No stated position as of this moment.

  1. Have advocated strongly for universal CPP expansion; and,
  2. Have provided adequate funding for public sector pension liabilities.
The PCs

The PCs have been relatively quiet about CPP expansion specifically. However, leader Brian Pallister was quick to pan an idea put forward to establish a universal Manitoba pension plan if the federal government fails to act on the CPP. According to the Winnipeg Free Press (Jan 19, 2015):

Progressive Conservative Leader Brian Pallister said [NDP leadership candidate Theresa] Oswald’s pension plan idea is just another form of taxation.
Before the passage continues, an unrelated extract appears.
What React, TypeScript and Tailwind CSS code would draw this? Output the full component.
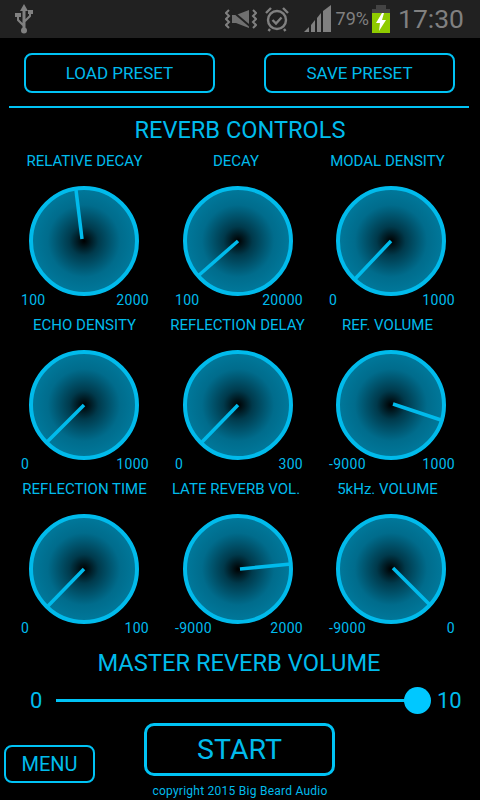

“It’s a pension-tax proposal,” Pallister told reporters today. “She’s distracting from the real point which is how can we encourage Manitobans to save when their incomes are going down under the NDP.

“Ms. Oswald is telling these people who have less money that she’s going to force them to invest more for retirement. She’s taking away their choices, she’s taking away their right, to decide how to invest their own hard-earned money.”

With respect to government’s own pension obligations, the last time the PCs were in office, they did not properly fund their public sector pension obligations, creating an unfunded liability that was criticized by the Auditor General, and putting the pensions of public sector workers at risk.